As wireless networks become pervasive, highly populated and increasingly complex, the essential preconditions for exploiting rich interactions among mobile devices are better fulfilled. Today, these trends are giving rise to new communications paradigms making use of cooperation and cognition as the main underlying principles. Cognition, together with its complementary principle cooperation, confer to the wireless networks some degree of consciousness or understanding about their own existence, such as internal structure, capabilities, relationships to the outside world, limitations, current use of radio resources and many more. Current wireless networks are aware of their surrounding environment to a very limited extent, but in future wireless networks this capability will be highly developed, as a consequence of exploiting jointly cooperative and cognitive principles. Especially for cooperative wireless networks, where the communication scenario is highly dynamic, the mobile devices need to adapt their capabilities in a flexible manner, taking advantage of cognitive principles.
Frank H. P. Fitzek is an Associate Professor in the Department of Communication Technology, University of Aalborg, Denmark heading the Future Vision group. His current research interests are in the areas of 4G wireless communication networks, cross layer protocol design and cooperative networking.

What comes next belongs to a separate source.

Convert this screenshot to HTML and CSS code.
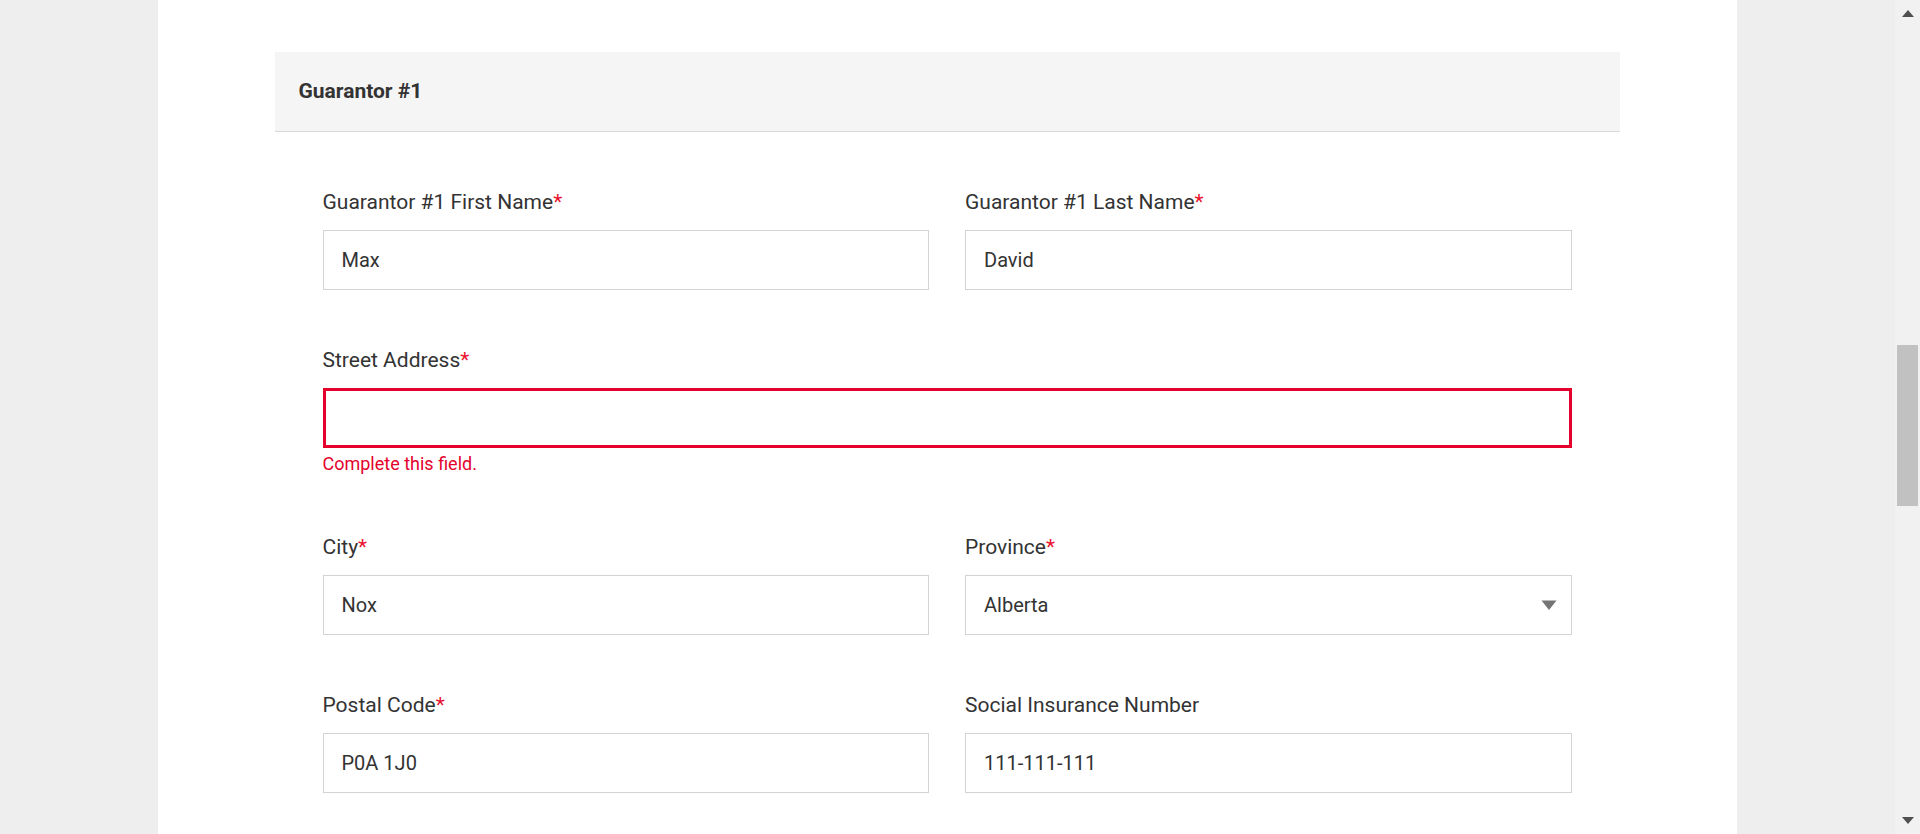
FILE: index.html
```html
<!DOCTYPE html>
<html lang="en">
<head>
<meta charset="utf-8">
<title>Guarantor #1</title>
<link rel="stylesheet" href="styles.css">
</head>
<body>
<div class="page">
  <main class="panel">
    <section class="card">
      <header class="card-header">
        <h2 class="card-title">Guarantor #1</h2>
      </header>
      <form class="form-grid">
        <div class="field">
          <label class="field-label" for="g1-first">Guarantor #1 First Name<span class="req">*</span></label>
          <input class="field-input" id="g1-first" type="text" value="Max">
        </div>
        <div class="field">
          <label class="field-label" for="g1-last">Guarantor #1 Last Name<span class="req">*</span></label>
          <input class="field-input" id="g1-last" type="text" value="David">
        </div>
        <div class="field field-wide">
          <label class="field-label" for="g1-street">Street Address<span class="req">*</span></label>
          <input class="field-input field-input-error" id="g1-street" type="text" value="">
          <div class="field-error">Complete this field.</div>
        </div>
        <div class="field">
          <label class="field-label" for="g1-city">City<span class="req">*</span></label>
          <input class="field-input" id="g1-city" type="text" value="Nox">
        </div>
        <div class="field">
          <label class="field-label" for="g1-prov">Province<span class="req">*</span></label>
          <div class="select-wrap">
            <select class="field-input field-select" id="g1-prov">
              <option selected>Alberta</option>
              <option>British Columbia</option>
              <option>Manitoba</option>
              <option>Ontario</option>
            </select>
            <svg class="select-arrow" width="16" height="10" viewBox="0 0 16 10" aria-hidden="true"><path d="M0.5 0.5 H15.5 L8 10 Z" fill="#757575"/></svg>
          </div>
        </div>
        <div class="field">
          <label class="field-label" for="g1-postal">Postal Code<span class="req">*</span></label>
          <input class="field-input" id="g1-postal" type="text" value="P0A 1J0">
        </div>
        <div class="field">
          <label class="field-label" for="g1-sin">Social Insurance Number</label>
          <input class="field-input" id="g1-sin" type="text" value="111-111-111">
        </div>
      </form>
    </section>
  </main>
</div>
<div class="scrollbar" aria-hidden="true">
  <div class="sb-btn">
    <svg width="12" height="7" viewBox="0 0 12 7"><path d="M6 0 L12 7 H0 Z" fill="#505050"/></svg>
  </div>
  <div class="sb-track"><div class="sb-thumb"></div></div>
  <div class="sb-btn sb-btn-down">
    <svg width="12" height="7" viewBox="0 0 12 7"><path d="M0 0 H12 L6 7 Z" fill="#505050"/></svg>
  </div>
</div>
</body>
</html>
```
FILE: styles.css
```css
html, body {
  margin: 0;
  padding: 0;
  height: 834px;
  overflow: hidden;
}

body {
  display: flex;
  background: #eeeeee;
  font-family: Roboto, "Liberation Sans", Arial, sans-serif;
  color: #333333;
}

.page {
  flex: 1;
  display: flex;
  justify-content: center;
  height: 834px;
}

.panel {
  width: 1579px;
  background: #ffffff;
  padding-top: 52px;
  box-sizing: border-box;
  display: flex;
  justify-content: center;
}

.card {
  width: 1345px;
  margin-right: 1px;
}

.card-header {
  height: 79px;
  background: #f5f5f5;
  border-bottom: 1px solid #dadada;
  display: flex;
  align-items: center;
  padding: 0 24px;
}

.card-title {
  margin: 0;
  font-size: 21px;
  font-weight: 700;
  color: #333333;
  line-height: 1;
}

.form-grid {
  display: grid;
  grid-template-columns: 1fr 1fr;
  column-gap: 36px;
  padding: 55px 48px 0 48px;
}

.field {
  display: flex;
  flex-direction: column;
  margin-bottom: 55px;
  min-width: 0;
}

.field-wide {
  grid-column: 1 / span 2;
}

.field-label {
  font-size: 21px;
  line-height: 30px;
  margin-bottom: 13px;
  color: #333333;
}

.req {
  color: #e8132e;
}

.field-input {
  box-sizing: border-box;
  width: 100%;
  height: 60px;
  margin: 0;
  padding: 0 18px;
  border: 1px solid #d3d3d3;
  border-radius: 0;
  background: #ffffff;
  font-family: inherit;
  font-size: 20px;
  color: #333333;
  outline: none;
}

.field-input-error {
  border: 3px solid #e4022c;
  padding: 0 16px;
}

.field-error {
  margin-top: 3px;
  font-size: 18px;
  line-height: 26px;
  color: #e4022c;
}

.select-wrap {
  position: relative;
}

.field-select {
  appearance: none;
  -webkit-appearance: none;
  padding-right: 48px;
}

.select-arrow {
  position: absolute;
  right: 15px;
  top: 25px;
  pointer-events: none;
}

.scrollbar {
  width: 25px;
  height: 834px;
  background: #f1f1f1;
  display: flex;
  flex-direction: column;
  flex-shrink: 0;
}

.sb-btn {
  height: 25px;
  display: flex;
  justify-content: center;
  align-items: flex-start;
  padding-top: 10px;
  box-sizing: border-box;
  padding-left: 1px;
}

.sb-btn-down {
  align-items: flex-end;
  padding-top: 0;
  padding-bottom: 10px;
}

.sb-track {
  flex: 1;
  display: flex;
  flex-direction: column;
}

.sb-thumb {
  margin-top: 320px;
  margin-left: 2px;
  width: 21px;
  height: 161px;
  background: #c1c1c1;
}
```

Dr. Fitzek received his diploma (Dipl.-Ing.) degree in electrical engineering from the University of Technology - Rheinisch-Westfälische Technische Hochschule (RWTH) - Aachen, Germany, in 1997 and his Ph.D. (Dr.-Ing.) in Electrical Engineering from the Technical University Berlin, Germany in 2002 for quality of service support in wireless CDMA networks. As a visiting student at the Arizona State University he conducted research in the field of video services over wireless networks. He co-founded the start-up company acticom GmbH in Berlin in 1999. In 2002 he was Adjunct Professor at the University of Ferrara, Italy giving lectures on wireless communications and conducting research on multi-hop networks. In 2005 he won the YRP award for the work on MIMO MDC.